The return for the Ninth Doctor has been a very long time coming, and there were still obstacles even after Big Finish managed to coax Eccleston into the studio. The COVID-19 pandemic means the cast members have to record their lines apart from each other, recording at home “under the stairs, in broom cupboards,” which robs them of the camaraderie of a production. Eccleston is hoping to meet up with the cast and crew soon and is already talking about the future of the series. He’s hoping future episodes highlight women’s history:
I would very much like the Doctor to meet Emily Davison, who threw herself in front of the Derby winner and was one of the forerunners of the feminist movement—and a martyr for it. I think that would be extraordinary for him to mix with Emily Davison and Emmeline Pankhurst—and explore that.
Indeed, those opposed to Jodie Whittaker as the Thirteenth Doctor will find little sympathy from Eccleston, who makes no secret of his feminist credentials. The actor praises original showrunner Russell T. Davies for his strong female characters and notes how the first series of the show was about the war-hardened Doctor finally finding his humanity again thanks to companion Rose Tyler.
Finding the Ninth Doctor
Of all the many incarnations of The Doctor, the Ninth Doctor is possibly the most unique. Tortured and suffering after his experiences during the Time War, the damaged and imperfect Doctor was played to perfection by Eccleston. However, fans shouldn’t expect an immediate return to the days of “angst and questing.” The new audios capture the Ninth Doctor’s lighter side and leaving the darkness “for further down the line.”
What’s been interesting—apart from the one we’re [recording] at the moment, the Doctor has been very light—and that’s been wonderful. I think I’ve been slightly known for the heaviness he carried, the guilt of the survivor, and the scars of that. That was essential to the first series—I think that’s why they needed me because I could bring some of that.
While the Ninth Doctor only appeared in 13 episodes of Doctor Who, the character was incredibly well defined. This characterization has been expanded upon across many books, comics and audios without Eccleston’s involvement. The new series will be set before the events of “Rose,” Eccleston’s first episode, meaning that the Ninth Doctor is traveling alone.
As Eccleston seeks to re-find his feet with the “enigma” of a character he brought back to life in 2005, he’s pleased he has “more room to explore” and find his Doctor’s “insatiable curiosity, his energy, and his highly flirtatious nature.”
I think it’s essential that the Doctor remains partly unknowable—which facilitates the fact that he can change his physical appearance. So, there is a familiarity in that he sounds like me, and obviously, what the very brilliant writers have done, is they’ve listened very closely to the voice that was established way back in 2005 and picked up on that.

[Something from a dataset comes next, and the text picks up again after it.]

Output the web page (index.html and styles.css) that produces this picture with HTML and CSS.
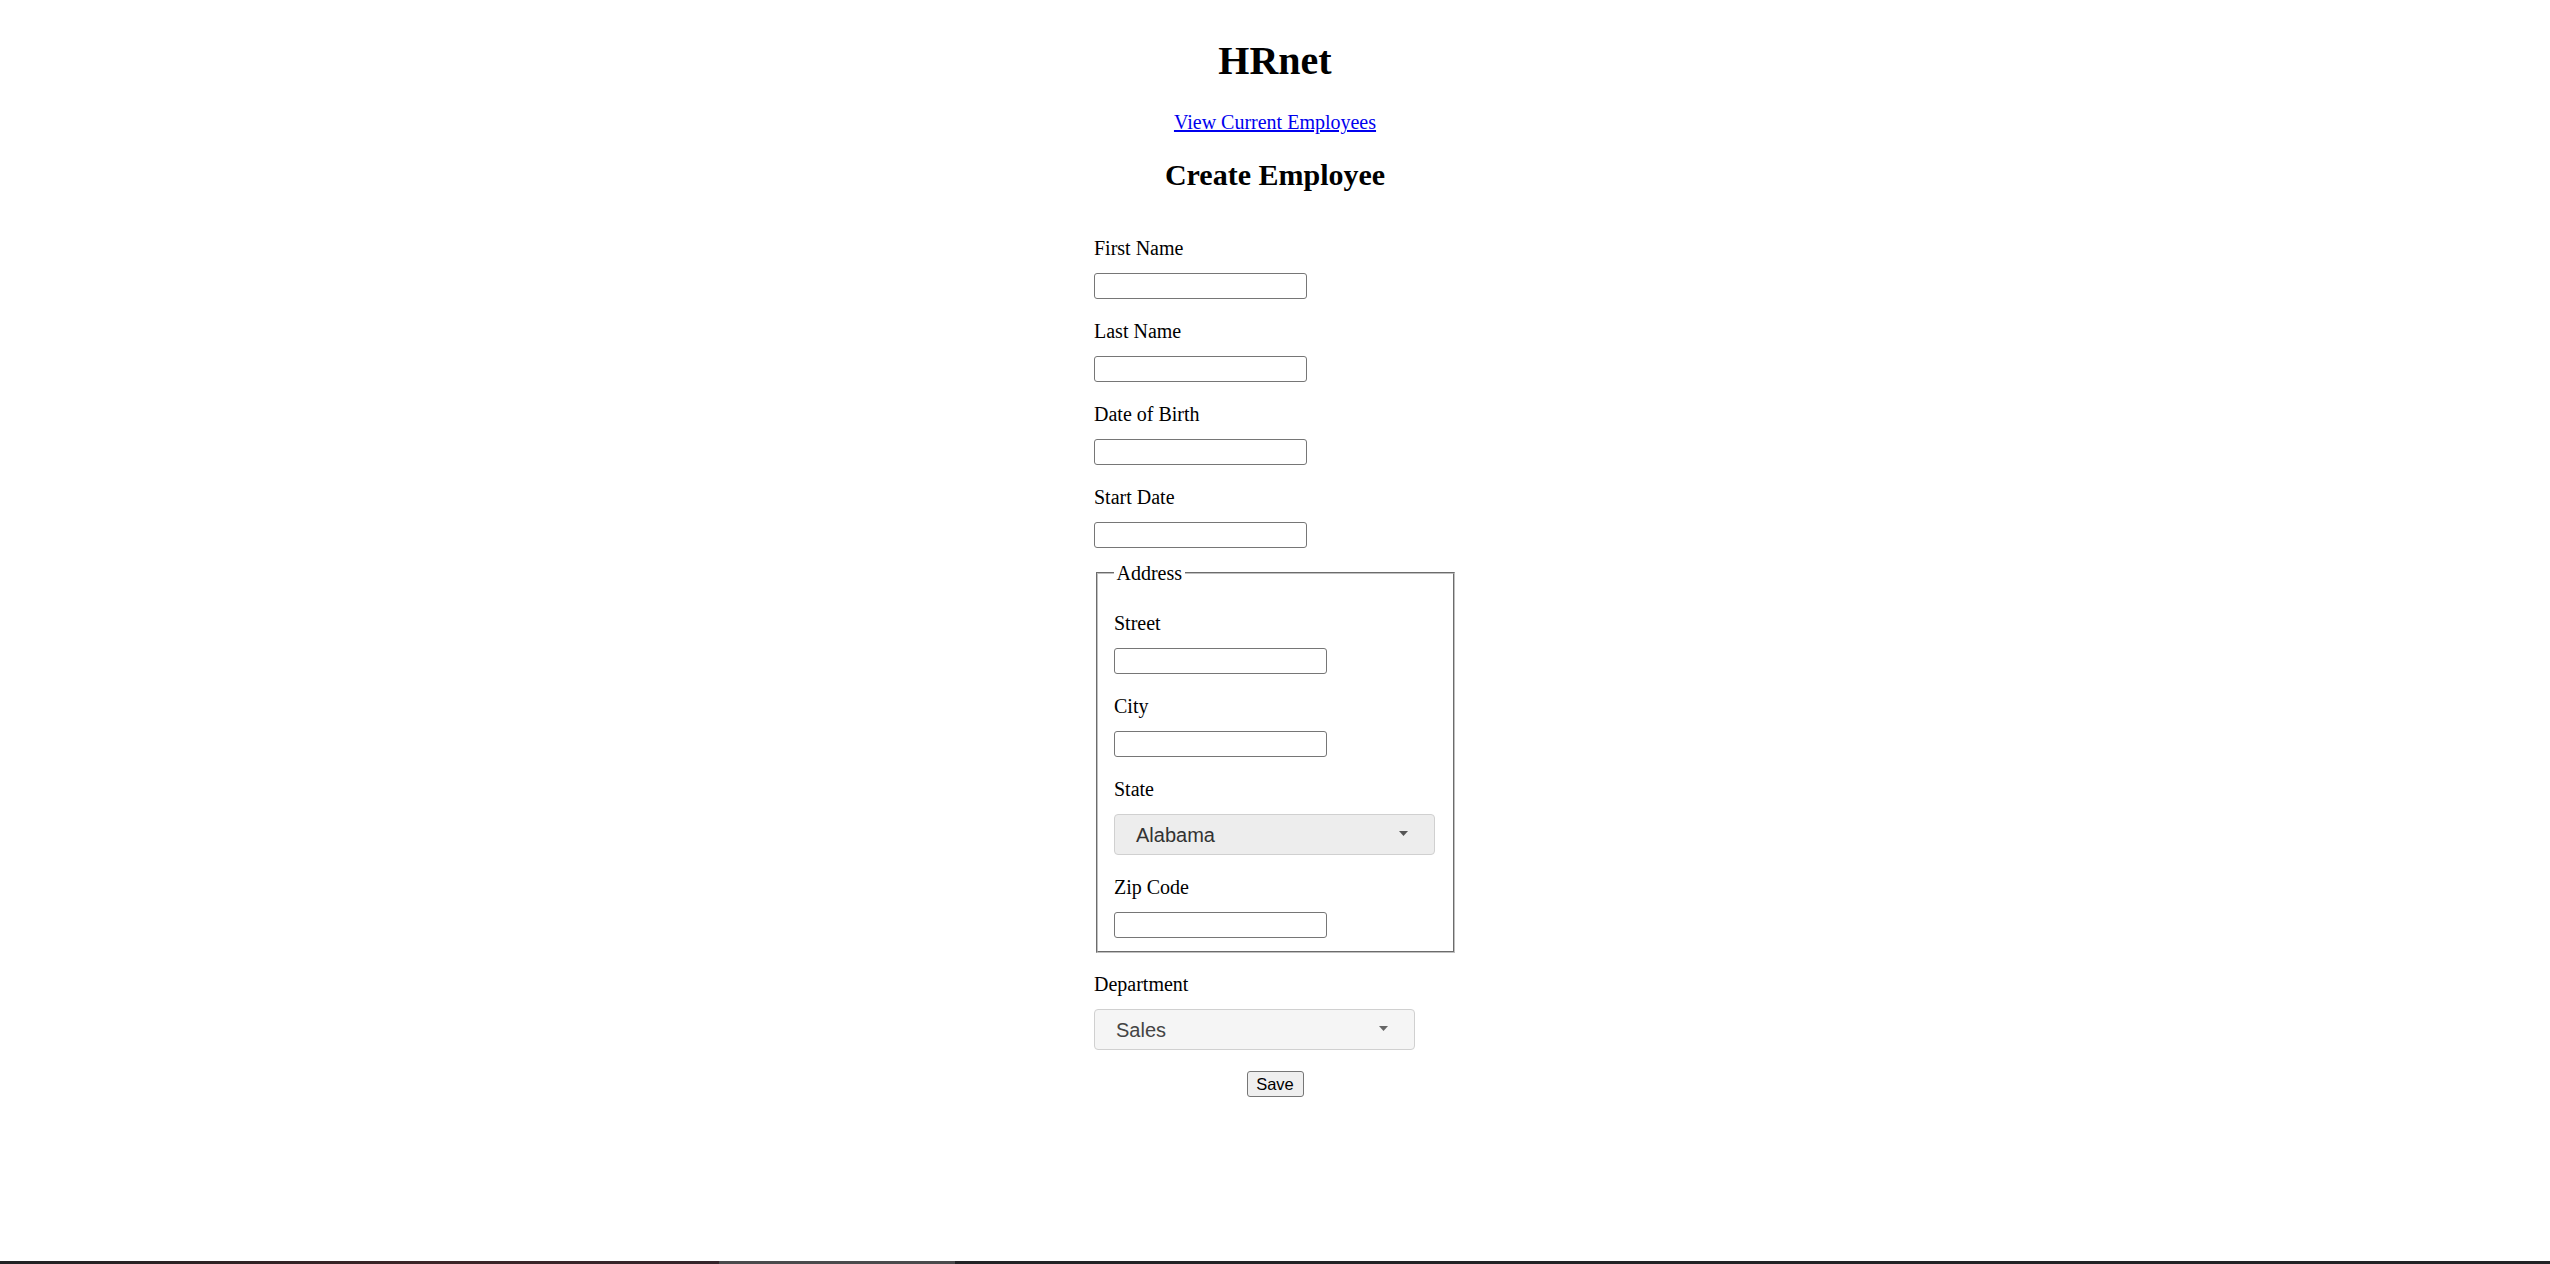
FILE: index.html
```html
<!DOCTYPE html>
<html lang="en">
<head>
<meta charset="utf-8">
<title>HRnet</title>
<link rel="stylesheet" href="styles.css">
</head>
<body>
<div class="page">
  <main class="container">
    <h1 class="title">HRnet</h1>
    <a class="nav-link" href="#">View Current Employees</a>
    <h2 class="subtitle">Create Employee</h2>
    <form class="form">
      <label class="label" for="first-name">First Name</label>
      <input class="input" id="first-name" type="text">
      <label class="label" for="last-name">Last Name</label>
      <input class="input" id="last-name" type="text">
      <label class="label" for="dob">Date of Birth</label>
      <input class="input" id="dob" type="text">
      <label class="label" for="start">Start Date</label>
      <input class="input" id="start" type="text">

      <fieldset class="address">
        <legend class="legend">Address</legend>
        <label class="label" for="street">Street</label>
        <input class="input" id="street" type="text">
        <label class="label" for="city">City</label>
        <input class="input" id="city" type="text">
        <label class="label">State</label>
        <div class="dropdown dropdown-state">
          <span class="dropdown-value">Alabama</span>
          <svg class="caret" width="9" height="5" viewBox="0 0 9 5"><path d="M0 0 H9 L4.5 5 Z" fill="#555"/></svg>
        </div>
        <label class="label" for="zip">Zip Code</label>
        <input class="input" id="zip" type="text">
      </fieldset>

      <label class="label label-dept">Department</label>
      <div class="dropdown dropdown-dept">
        <span class="dropdown-value">Sales</span>
        <svg class="caret" width="9" height="5" viewBox="0 0 9 5"><path d="M0 0 H9 L4.5 5 Z" fill="#666"/></svg>
      </div>
      <button class="save" type="button">Save</button>
    </form>
  </main>
  <div class="taskbar-edge">
    <div class="edge-dark"></div>
    <div class="edge-gray"></div>
    <div class="edge-end"></div>
  </div>
</div>
</body>
</html>
```
FILE: styles.css
```css
html, body {
  margin: 0;
  padding: 0;
  background: #ffffff;
}

body {
  font-family: "Liberation Serif", "Times New Roman", serif;
  font-size: 20px;
  color: #000;
}

.page {
  min-height: 100vh;
  display: flex;
  flex-direction: column;
}

.container {
  display: flex;
  flex-direction: column;
  align-items: center;
  padding-top: 11px;
}

.title {
  font-size: 40px;
  font-weight: bold;
  line-height: 46px;
  margin: 27px 0 27px;
}

.nav-link {
  display: block;
  font-size: 20px;
  line-height: 23px;
  color: #0000ee;
  text-decoration: underline;
}

.subtitle {
  font-size: 30px;
  font-weight: bold;
  line-height: 35px;
  margin: 23px 0 24px;
}

.form {
  width: 362px;
  display: flex;
  flex-direction: column;
  align-items: flex-start;
}

.label {
  display: block;
  line-height: 23px;
  margin: 21px 0 13px;
}

.label-dept {
  margin-top: 20px;
}

.input {
  display: block;
  box-sizing: border-box;
  width: 213px;
  height: 26px;
  margin: 0;
  padding: 1px 3px;
  border: 1px solid #767676;
  border-radius: 3px;
  background: #fff;
  font-family: "Liberation Sans", Arial, sans-serif;
  font-size: 16px;
}

.address {
  align-self: stretch;
  display: block;
  margin: 13px 1px 0 2px;
  padding: 7px 16px 13px;
  border: 2px groove rgb(192, 192, 192);
  min-width: 0;
}

.legend {
  padding: 0 2.5px;
  line-height: 23px;
  position: relative;
  top: 1px;
}

.dropdown {
  box-sizing: border-box;
  width: 321px;
  height: 41px;
  display: flex;
  align-items: center;
  justify-content: space-between;
  padding: 0 26px 0 21px;
  border: 1px solid #d0d0d0;
  border-radius: 4px;
  font-family: "Liberation Sans", Arial, sans-serif;
  font-size: 20px;
}

.dropdown-state {
  background: #ededed;
  color: #333;
}

.dropdown-dept {
  background: #f5f5f5;
  color: #444;
}

.dropdown-value {
  line-height: 23px;
  margin-top: 1px;
}

.caret {
  display: block;
  margin-top: -3px;
}

.save {
  align-self: center;
  margin-top: 21px;
  box-sizing: border-box;
  height: 26px;
  width: 57px;
  padding: 0;
  border: 1px solid #767676;
  border-radius: 3px;
  background: #efefef;
  color: #000;
  font-family: "Liberation Sans", Arial, sans-serif;
  font-size: 16.5px;
}

.taskbar-edge {
  margin-top: auto;
  height: 3px;
  display: flex;
}

.edge-dark {
  width: 719px;
  background: linear-gradient(90deg, #202224 0%, #2e2224 30%, #3c2427 60%, #34242a 100%);
}

.edge-gray {
  width: 236px;
  background: #4a4a4c;
}

.edge-end {
  flex: 1;
  background: #222325;
}
```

But of all the traits that defined the Ninth Doctor, it was melancholy and a need for companionship to reaffirm his humanity (or the Time Lord equivalent) that stood above all else. While lighter in tone, the new series promises not to shy away from that loneliness. “I think, alongside his joy, that must sit there, this longing for home, this longing for companionship which is never quite fulfilled. Which, in a way, is the human condition, isn’t it?”
Doctor Who: The Ninth Doctor Adventures – Ravagers will be available from Big Finish Productions this May. The first set of three episodes is available to preorder now alongside three more volumes which will be released throughout 2021 and into 2022.